With the approval of the NGO declaration, a blueprint for the conference's real agenda has come into focus, Jewish delegates said.
Call it the South Africa strategy.
Durban has given birth to a declaration that denounces Israel as a "racist, apartheid state" and calls for the world to use the same tactics against Israel that ultimately dismantle South Africa's apartheid regime. The declaration calls for "mandatory and comprehensive sanctions and embargoes, the full cessation of all links (diplomatic, economic, social, aid, military cooperation and training) between all states and Israel."
It also demands the "launch of an international anti-Israel Apartheid movement" through "a global solidarity campaign network of international civil society, U.N. bodies and agencies, business communities, and to end the conspiracy of silence among states, particularly the European Union and the United States."
A pro-Palestinian activist at the conference said there is no overarching plan to dismantle Israel itself, only to revamp its political system.
"This is a paranoid kind of thinking," Jamil Dakwar, an Israeli Arab lawyer with Adalah: The Legal Center for Arab Minority Rights in Israel, told JTA. "The people I know who criticize Israel say it can't continue as a religious- and ethnic-based state, simply because it contradicts democracy."
The NGO document also calls for creation of a U.N. war crimes tribunal to prosecute Israeli "war crimes, acts of genocide, ethnic cleansing and the crime of Apartheid"; a U.N.-sponsored education and media campaign to counter those who support Israel and to promote the Palestinian cause; and elimination of the Law of Return which guarantees citizenship for any Jew who wishes to settle in Israel -- coupled with the Palestinians' own "right of return" for all refugees of Israel's 1948 War of Independence, and their descendants.
As always, Jewish activists said, Israel will count on the United States to defend it through lobbying or, if necessary, by wielding its veto on the U.N. Security Council.
Yet some activists noted that "apartheid" itself is now a recognized legal term that might be prosecuted if -- as many activists hope -- the International Criminal Court is established in the near future.
Regardless, the Palestinians already have won a conviction of sorts against Israel in the propaganda war being waged here in Durban.

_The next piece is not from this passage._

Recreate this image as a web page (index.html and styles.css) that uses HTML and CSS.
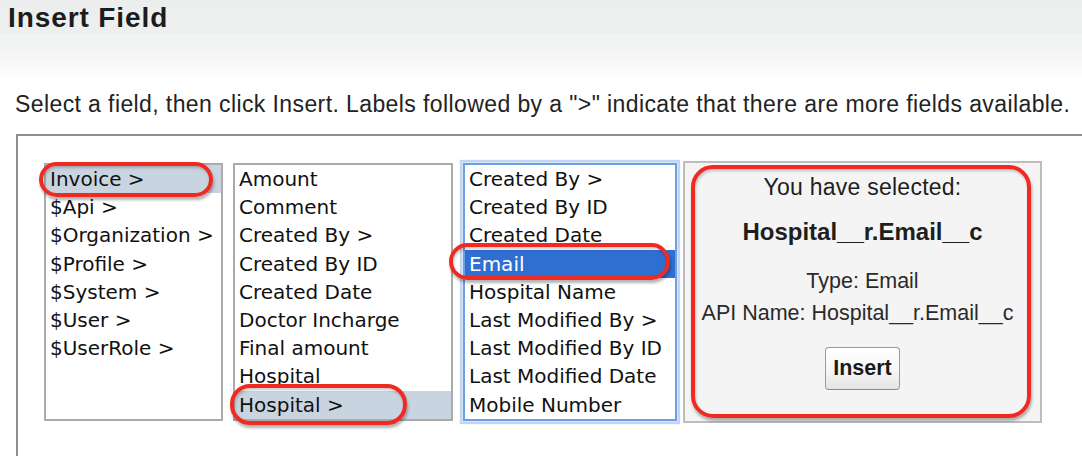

Incessant Palestinian rhetoric, dutifully reported by the world media, whipped the crowd here into a virtual frenzy.
"They scream at you and shake their finger in your face; you can feel scared and embattled," said Judy Palkovitz, chairwoman of government relations for Hadassah: The Women's Zionist Organization of America. "Whatever dollar amount they spent to organize this, it was well worth it. They've gotten very good bang for their buck. They may not win the war, but they've won this battle."
Presumably it was no accident that the new mantra "racist, apartheid" was unveiled here in South Africa, where those words are most inflammatory. Such propaganda helped foster what Jewish activists described as a "lynch mob" atmosphere that won "kangaroo court" validation in the NGO declaration.
The most prominent featured speakers at the NGO conference were Palestinian Authority President Yasser Arafat -- who lashed out at Israel in a vicious speech, even as Peres was courting him for new peace talks -- and Cuban President Fidel Castro.
After the walkout, the pro-Palestinian activism had died down somewhat and the official Arab delegations took a more moderate tone, reportedly expressing a willingness to sign off on a final governmental declaration that didn't refer to "Zionism" or "racism."
But Jewish delegates concluded that the stance was a tactic to appease the West -- while leaving the Arab states leeway to trumpet the NGO document as "the voice of civil society" around the world.